At Swansea, nobody expects Andre Ayew to replace Wilfried Bony, or that this season will be as kind as last year’s, but Garry Monk knows how to keep the Swans afloat, while Mark Hughes continues his quiet, but effective, reinvention of Stoke, albeit without Steven Nzonzi.

Yohan Cabaye was rightly seen as a coup for Alan Pardew’s Crystal Palace, while West Ham weren’t shy about letting Slaven Bilic splash the cash (Manuel Lanzini, Angelo Ogbonna, Pedro Obiang, Dimitri Payet). That’s, roughly, where the mid-table expectations end and things get hairy.

Tim Sherwood’s job at Villa Park only gets tougher without Benteke and Delph, while Claudio Ranieri’s return to the Premier League at Leicester should at least ensure a more level-headed, though not necessarily more successful, campaign.

Mike Ashley finally spent some money on Georginio Wijnaldum and Chancel Mbemba, but folks forget how poor Steve McClaren has been in his recent gigs (or, indeed, how poor Newcastle were last year).

It is tough times for Dick Advocaat at Sunderland whose summer campaign seems to have been all about reclamation projects (Jeremain Lens, Sebastian Coates, Younes Kaboul). West Brom, too, are a work in progress and history suggests Tony Pulis tends to offer diminishing returns over time.
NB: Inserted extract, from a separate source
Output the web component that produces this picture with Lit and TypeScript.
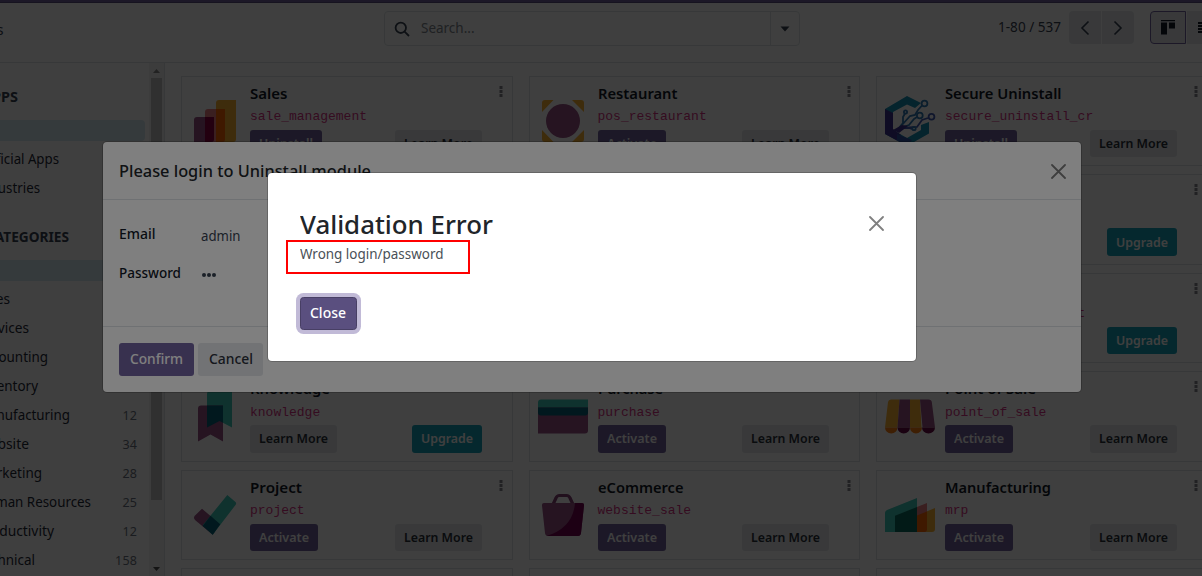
import { LitElement, html, svg, css, nothing } from "lit";
import { customElement, property } from "lit/decorators.js";

/** A single line of text set to an exact measure. */
@customElement("fit-text")
class FitText extends LitElement {
  @property({ type: Number }) w = 0;
  @property() text = "";

  static styles = css`
    :host { display: inline-block; white-space: pre; text-align: left; flex: none; }
    .t { display: inline-block; transform-origin: 0 50%; }
  `;

  render() {
    return html`<span class="t">${this.text}</span>`;
  }

  updated() {
    const span = this.renderRoot.querySelector(".t") as HTMLElement;
    const natural = span.offsetWidth ? span.getBoundingClientRect().width : 0;
    if (!natural || !this.w) return;
    this.style.width = `${this.w}px`;
    span.style.transform = `scaleX(${this.w / natural})`;
  }
}

const fit = (text: string, w: number) => html`<fit-text .text=${text} .w=${w}></fit-text>`;

const PLUM = "#985184";
const GOLD = "#fbb130";
const TEAL = "#3fc9b8";
const NAVY = "#046078";

const logos: Record<string, unknown> = {
  sales: svg`
    <path d="M29 4h17v39a3 3 0 0 1-3 3H26V7a3 3 0 0 1 3-3z" fill=${GOLD}/>
    <path d="M18 13h17v30a3 3 0 0 1-3 3H15V16a3 3 0 0 1 3-3z" fill="#e87d80"/>
    <path d="M26 13h9v30a3 3 0 0 1-3 3h-6z" fill="#fc6400"/>
    <path d="M7 21h17v22a3 3 0 0 1-3 3H4V24a3 3 0 0 1 3-3z" fill=${PLUM}/>
    <path d="M15 21h9v22a3 3 0 0 1-3 3h-6z" fill="#8c0040"/>`,
  restaurant: svg`
    <path d="M7 4h8.500L4 16V7a3 3 0 0 1 3-3zM43 4h-9L46 16V7a3 3 0 0 0-3-3zM7 46h8.500L4 34v9a3 3 0 0 0 3 3zM43 46h-9L46 34v9a3 3 0 0 1-3 3z" fill=${GOLD}/>
    <circle cx="25" cy="25" r="17" fill=${PLUM}/>`,
  secure: svg`
    <path d="M22 0L36 7 30 12 22 8.500 8 16v18l14 8 14-8v-5l8-3v11.500L22 50 0 38V13z" fill="#1690b4"/>
    <path d="M0 13l8 4v16l8 6-4 5.500L0 38z" fill="#3c3290"/>
    <path d="M12 38l10 4 5 2-5 6-10-5.500z" fill="#2f52a4"/>
    <g fill="none" stroke="#2d78b4" stroke-width="1.800">
      <path d="M13 33l5-6V21l2-3.500M17 29l8-9 5-1 3-5 4-4.500M15 32l9-3 5-6 3-2"/>
      <path d="M17 32l15-1 5-7 6-2M18 32h6l3 1" stroke="#4058b0"/>
      <circle cx="39.500" cy="7.500" r="2.900"/><circle cx="34.800" cy="19.500" r="2.900"/>
      <circle cx="46.500" cy="20.800" r="2.900" stroke="#4058b0"/><circle cx="20.500" cy="16" r="1.600"/>
      <circle cx="29" cy="32.500" r="1.700"/>
    </g>
    <path d="M8 34l9-5 6 1-9 7z" fill="#3c3290"/>`,
  knowledge: svg`
    <path d="M20 0h22v36.500L29.500 30 17 36.500V3a3 3 0 0 1 3-3z" fill=${TEAL}/>
    <path d="M11 14.500h22V50.500L20.500 43.500 8 50.500v-33a3 3 0 0 1 3-3z" fill=${PLUM}/>
    <path d="M17 14.500h16v17.300L29.500 30 17 36.500z" fill=${NAVY}/>`,
  purchase: svg`
    <path d="M3 8.500h47v13a3 3 0 0 1-3 3H0v-13a3 3 0 0 1 3-3z" fill=${TEAL}/>
    <path d="M0 16.500h50v23a3 3 0 0 1-3 3H0z" fill=${PLUM}/>
    <path d="M0 16.500h50v5a3 3 0 0 1-3 3H3a3 3 0 0 1-3-3z" fill=${NAVY}/>`,
  pos: svg`
    <path d="M6 8.500h8.500L12.500 36.500H0L3 11q.4-2.500 3-2.500zM25 8.500h10l1.500 28H25z" fill=${GOLD}/>
    <path d="M14.500 8.500H25v28H12.500zM35 8.500h8.500q3 0 3.300 2.500L50 36.500H37.500z" fill=${PLUM}/>
    <path d="M0 36.500h12.500a6.200 6 0 0 1-12.500 0zM25 36.500h12a6 6 0 0 1-12 0z" fill="#f97d10"/>
    <path d="M12.500 36.500H25a6.200 6 0 0 1-12.500 0zM37 36.500h13a6.400 6 0 0 1-13 0z" fill="#6a0a44"/>`,
  project: svg`
    <path d="M12 18.700L30 34 22.700 44.700 5 30Q3 28 4.500 26z" fill=${PLUM}/>
    <path d="M37.300 5L45.500 12q1.300 1.500 0 3L22.700 44.700 12.700 35.300z" fill=${TEAL}/>
    <path d="M20.500 25.800L30.200 34.200 22.700 44.700 12.700 36z" fill=${NAVY}/>`,
  ecommerce: svg`
    <path d="M15 14.500L18 8q1-2.500 3.500-2.500h7Q31 5.500 32 8l3 6.500" fill="none" stroke="#854076" stroke-width="3.200"/>
    <path d="M6 13h38q2.300 0 2 2.500L43 43q-.4 3-3 3H10q-2.600 0-3-3L4 15.500Q3.700 13 6 13z" fill=${PLUM}/>
    <path d="M37 13h7q2.300 0 2 2.500L43 43q-.4 3-3 3H8.500Q35 38 37 13z" fill="#740050"/>`,
  manufacturing: svg`
    <path d="M20 30.500L50 18v21q0 3-3 3H20z" fill=${GOLD}/>
    <path d="M10 25.700L42 13v26q0 3-3 3H10z" fill="#e87d80"/>
    <path d="M32 25.600L42 21.500V39q0 3-3 3h-7z" fill="#fc6400"/>
    <path d="M2 20L32 8v34H0V23q0-2.200 2-3z" fill=${TEAL}/>
    <path d="M10 25.700L32 17v25H10z" fill="#0a6a5c"/>`,
};

type Btn = [label: string, width: number, kind: string];
interface App { logo?: string; title?: string; tw?: number; code?: string; buttons?: Btn[] }

const ACTIVATE: Btn = ["Activate", 50, "primary"];
const UNINSTALL: Btn = ["Uninstall", 54, "primary"];
const LEARN: Btn = ["Learn More", 69, "secondary"];
const UPGRADE: Btn = ["Upgrade", 52, "info"];

const apps: App[] = [
  { logo: "sales", title: "Sales", tw: 37.5, code: "sale_management", buttons: [UNINSTALL, LEARN] },
  { logo: "restaurant", title: "Restaurant", tw: 79.5, code: "pos_restaurant", buttons: [ACTIVATE, LEARN] },
  { logo: "secure", title: "Secure Uninstall", tw: 116.5, code: "secure_uninstall_cr", buttons: [UNINSTALL, LEARN] },
  {}, {}, { buttons: [UPGRADE] },
  {}, {}, { code: "account_accountant", buttons: [UPGRADE] },
  { logo: "knowledge", title: "Knowledge", tw: 80, code: "knowledge", buttons: [LEARN, UPGRADE] },
  { logo: "purchase", title: "Purchase", tw: 65, code: "purchase", buttons: [ACTIVATE, LEARN] },
  { logo: "pos", title: "Point of Sale", tw: 91, code: "point_of_sale", buttons: [ACTIVATE, LEARN] },
  { logo: "project", title: "Project", tw: 52, code: "project", buttons: [ACTIVATE, LEARN] },
  { logo: "ecommerce", title: "eCommerce", tw: 85.5, code: "website_sale", buttons: [ACTIVATE, LEARN] },
  { logo: "manufacturing", title: "Manufacturing", tw: 106, code: "mrp", buttons: [ACTIVATE, LEARN] },
  {}, {}, {},
];

const buttonStyles = css`
  .btn { display: inline-flex; align-items: center; justify-content: center; border-radius: 3px;
    font-weight: 600; box-sizing: border-box; white-space: nowrap; }
  .primary { background: #71639e; color: #fff; }
  .secondary { background: #e4e7eb; color: #2b303a; }
  .info { background: #17a2b8; color: #fff; }
`;

@customElement("app-card")
class AppCard extends LitElement {
  @property({ attribute: false }) app: App = {};

  static styles = [buttonStyles, css`
    :host { position: relative; display: flex; box-sizing: border-box; border: 1px solid #dee2e6; height: 90.400px; padding: 0 8px; min-width: 0; }
    .logo { width: 50px; height: 50px; margin: 19.200px 10px 0 0; flex: none; overflow: visible; }
    .body { flex: 1; display: flex; flex-direction: column; min-width: 0; }
    .title { height: 22px; margin-top: 5px; font-size: 15px; line-height: 22px; font-weight: 600; color: #111827; }
    .code { height: 20px; margin-top: 3.400px; font: 13px/20px "Liberation Mono", monospace; color: #d63384; white-space: nowrap; }
    .row { display: flex; justify-content: space-between; margin: 2.600px 22px 0 0; }
    .row.single { justify-content: flex-end; }
    .btn { height: 27.400px; padding: 0 9px; font-size: 13px; }
    .kebab { position: absolute; right: 8.500px; top: 9px; width: 4px; height: 12px; fill: #85878c; }
  `];

  render() {
    const { logo, title, tw, code, buttons = [] } = this.app;
    return html`
      <svg class="logo" viewBox="0 0 50 50">${logo ? logos[logo] : nothing}</svg>
      <div class="body">
        <div class="title">${title ? fit(title, tw!) : nothing}</div>
        <div class="code">${code ?? nothing}</div>
        <div class="row ${buttons.length === 1 ? "single" : ""}">
          ${buttons.map(([label, w, kind]) => html`<span class="btn ${kind}">${fit(label, w)}</span>`)}
        </div>
      </div>
      <svg class="kebab" viewBox="0 0 4 12"><path d="M.5 0h3v3h-3zM.5 4h3v3h-3zM.5 8h3v3h-3z"/></svg>`;
  }
}

const categories: [string, number, string][] = [
  ["Sales", 33, ""], ["Services", 52, ""], ["Accounting", 71, ""], ["Inventory", 61, ""],
  ["Manufacturing", 93, "12"], ["Website", 52, "34"], ["Marketing", 65, "28"],
  ["Human Resources", 114, "25"], ["Productivity", 77, "12"], ["Technical", 58, "158"],
];

const cross = svg`<path d="M1 1l13 13M14 1L1 14"/>`;

@customElement("app-root")
class AppRoot extends LitElement {
  static styles = [buttonStyles, css`
    :host { display: block; position: relative; width: 1202px; height: 576px; overflow: hidden; background: #fff;
      color: #374151; font: 14px/21px "Noto Sans", "Open Sans", sans-serif; }
    .page { display: flex; flex-direction: column; height: 576px; }
    .navbar { height: 3px; background: #71639e; flex: none; box-sizing: border-box; border-bottom: 1px solid #5a4f7f; }
    .panel { display: grid; grid-template-columns: 384px 416px 1fr; height: 60px; box-sizing: border-box; border-bottom: 1px solid #dee2e6; padding-top: 8px; flex: none; }
    .crumb { margin: 8px 0 0 -31px; font-size: 15px; }
    .search { display: flex; align-items: center; height: 35px; box-sizing: border-box; border: 1px solid #dee2e6; border-radius: 4px; }
    .glass { width: 16px; height: 16px; margin: 0 11px 0 9px; fill: none; stroke: #374151; stroke-width: 1.800; }
    .hint { flex: 1; color: #80858d; padding-bottom: 2px; }
    .drop { width: 28px; height: 33px; border-left: 1px solid #dee2e6; display: grid; place-items: center; }
    .caret { width: 10px; height: 6px; fill: #374151; }
    .tools { display: flex; justify-content: flex-end; }
    .pager { margin: 5px 8px 0 0; }
    .nav { width: 32px; height: 33px; background: #e4e7eb; display: grid; place-items: center; margin-right: 1px; }
    .nav.first { border-radius: 4px 0 0 4px; }
    .nav.last { border-radius: 0 4px 4px 0; margin-right: 16px; }
    .chev { width: 10px; height: 16px; fill: none; stroke: #374151; stroke-width: 1.600; }
    .view { width: 36px; height: 33px; box-sizing: border-box; border: 1px solid #71639e; border-radius: 4px 0 0 4px; background: #e4e7eb; display: grid; place-items: center; }
    .view svg { width: 14px; height: 15px; fill: #111827; }
    .more { width: 15px; height: 33px; margin-left: 1px; background: #e4e7eb; display: flex; align-items: center; justify-content: flex-end; }
    .more svg { width: 4px; height: 14px; fill: #111827; }

    .main { display: flex; height: 513px; }
    .side { width: 149px; overflow: hidden; flex: none; color: #374151; }
    .head { height: 21px; margin: 23px 0 13px; font-weight: 700; display: flex; }
    .head.apps { margin-left: -18px; }
    .head.cats { margin-left: -14px; margin-top: 28px; }
    .sel { height: 21px; width: 145px; background: #d6e9f2; border-radius: 0 4px 4px 0; margin-bottom: 7px; }
    .item { height: 21px; margin: 0 12px 8px -23px; display: flex; justify-content: space-between; color: #1f2937; }
    .item.official { margin-left: -19px; }
    .num { font-size: 12.500px; color: #6b7280; padding-top: 1px; letter-spacing: .15px; }
    .bar { width: 15px; border-right: 1px solid #dee2e6; background: #f1f1f1; display: flex; flex-direction: column; align-items: center; flex: none; padding-top: 6px; }
    .bar svg { width: 7px; height: 4px; fill: #505050; }
    .bar svg.up { fill: #8a8a8a; }
    .thumb { width: 11px; height: 422px; background: #c1c1c1; margin: 5px 0 67px; }
    .grid { display: grid; grid-template-columns: repeat(3, 331.500px); grid-auto-rows: 90.400px; gap: 8px 16px; padding: 13px 0 0 16px; }

    .shade { position: absolute; inset: 0; background: rgba(0, 0, 0, .5); }
    .dialog { position: absolute; left: 103px; top: 142px; width: 978px; height: 250px; box-sizing: border-box; background: #fff; border-radius: 4px; box-shadow: 0 0 0 1px rgba(0, 0, 0, .2); display: flex; flex-direction: column; }
    .dhead { height: 58px; box-sizing: border-box; padding: 0 15px 0 16px; border-bottom: 1px solid #dee2e6; display: flex; align-items: center; justify-content: space-between; font-size: 17px; font-weight: 500; color: #212529; }
    .x { width: 15px; height: 15px; fill: none; stroke: #7c7c7c; stroke-width: 1.800; stroke-linecap: round; }
    .dhead .x { margin-top: 1px; }
    .form { flex: 1; display: grid; grid-template-columns: 82px 1fr; grid-auto-rows: 39px; padding: 23px 16px 0; }
    .label { font-weight: 500; color: #111827; }
    .value { padding-top: 2px; }
    .pw { display: flex; gap: 1px; padding: 11px 0 0 1px; }
    .dot { width: 4px; height: 4px; border-radius: 50%; background: #374151; }
    .dfoot { height: 66px; box-sizing: border-box; border-top: 1px solid #dee2e6; padding: 16px; display: flex; gap: 4px; }
    .dfoot .btn { height: 33px; width: 75px; padding-bottom: 2px; font-weight: 500; }
    .dfoot .btn.secondary { width: 65px; }

    .error { position: absolute; left: 268px; top: 173px; width: 648px; height: 188px; box-sizing: border-box; padding: 33px 32px 0; background: #fff; border-radius: 4px; box-shadow: 0 0 0 1px rgba(0, 0, 0, .2); }
    .ehead { display: flex; justify-content: space-between; height: 37px; }
    .etitle { font-size: 25px; line-height: 36px; font-weight: 500; color: #212529; }
    .ehead .x { margin: 10px 0 0; stroke: #808080; }
    .msg { color: #495057; height: 21px; }
    .close { width: 57px; height: 33px; margin-top: 33px; padding: 0 1px 2px 0; background: #5a4f7f; border: 1px solid #483f65; color: #fff; font-weight: 500; box-shadow: 0 0 0 4px #c1bad7; border-radius: 3.500px; }
    .mark { position: absolute; left: 286px; top: 240px; width: 184px; height: 34px; box-sizing: border-box; border: 2px solid #f00; }
  `];

  render() {
    return html`
      <div class="page">
        <div class="navbar"></div>
        <div class="panel">
          <div class="crumb">${fit("Apps", 34.5)}</div>
          <div class="search">
            <svg class="glass" viewBox="0 0 16 16"><circle cx="6.800" cy="6.800" r="5.200"/><path d="M10.600 10.600L15 15"/></svg>
            <span class="hint">${fit("Search...", 53.5)}</span>
            <span class="drop"><svg class="caret" viewBox="0 0 10 6"><path d="M.5 .5h9L5 5.500z"/></svg></span>
          </div>
          <div class="tools">
            <span class="pager">${fit("1-80 / 537", 63)}</span>
            <span class="nav first"><svg class="chev" viewBox="0 0 10 16"><path d="M8.500 1.500L2 8l6.500 6.500"/></svg></span>
            <span class="nav last"><svg class="chev" viewBox="0 0 10 16"><path d="M1.500 1.500L8 8l-6.500 6.500"/></svg></span>
            <span class="view"><svg viewBox="0 0 14 15"><path d="M0 0h14v1.200H0zM0 2.500h6v12H0zM8 2.500h6v6H8z"/></svg></span>
            <span class="more"><svg viewBox="0 0 4 14"><path d="M0 1h4v2H0zM0 4h4v2H0zM0 7h4v2H0zM0 10h4v2H0z"/></svg></span>
          </div>
        </div>
        <div class="main">
          <div class="side">
            <div class="head apps">${fit("APPS", 36)}</div>
            <div class="sel"></div>
            <div class="item official">${fit("Official Apps", 78)}</div>
            <div class="item">${fit("Industries", 63)}</div>
            <div class="head cats">${fit("CATEGORIES", 83)}</div>
            <div class="sel"></div>
            ${categories.map(([name, w, n]) => html`<div class="item">${fit(name, w)}<span class="num">${n}</span></div>`)}
          </div>
          <div class="bar">
            <svg class="up" viewBox="0 0 7 4"><path d="M3.500 0L7 4H0z"/></svg>
            <div class="thumb"></div>
            <svg viewBox="0 0 7 4"><path d="M3.500 4L7 0H0z"/></svg>
          </div>
          <div class="grid">${apps.map((a) => html`<app-card .app=${a}></app-card>`)}</div>
        </div>
      </div>

      <div class="shade"></div>
      <div class="dialog">
        <div class="dhead">${fit("Please login to Uninstall module", 252)}<svg class="x" viewBox="0 0 15 15">${cross}</svg></div>
        <div class="form">
          <span class="label">${fit("Email", 36.5)}</span><span class="value">${fit("admin", 39.5)}</span>
          <span class="label">${fit("Password", 62)}</span>
          <span class="pw"><i class="dot"></i><i class="dot"></i><i class="dot"></i></span>
        </div>
        <div class="dfoot">
          <span class="btn primary">${fit("Confirm", 53)}</span>
          <span class="btn secondary">${fit("Cancel", 44)}</span>
        </div>
      </div>

      <div class="shade"></div>
      <div class="error">
        <div class="ehead"><span class="etitle">${fit("Validation Error", 193)}</span><svg class="x" viewBox="0 0 15 15">${cross}</svg></div>
        <div class="msg">${fit("Wrong login/password", 143.5)}</div>
        <span class="btn close">${fit("Close", 36)}</span>
      </div>
      <div class="mark"></div>`;
  }
}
As for the promoted clubs, wunder-kinder Alex Neil and Eddie Howe are taking different approaches; the former has plenty from Norwich’s last stint in the top flight plus some exper-ienced veterans, while the latter has done some lateral thinking (Sylvain Distin, 38 years young in December), but both have limited budgets.

And then there is Watford, as ever digging deep into the scouting wonders of the Pozzo family and their triumvirate of clubs: 10 new faces and a new manager, Quique Sanchez Flores.

Yet given some of the dysfunctionality above them, maybe as many as two of the three might stay up. Then again, that is the view as August begins. Ask again when the window shuts, and the cast of characters is truly defined, and you may get an entirely different answer.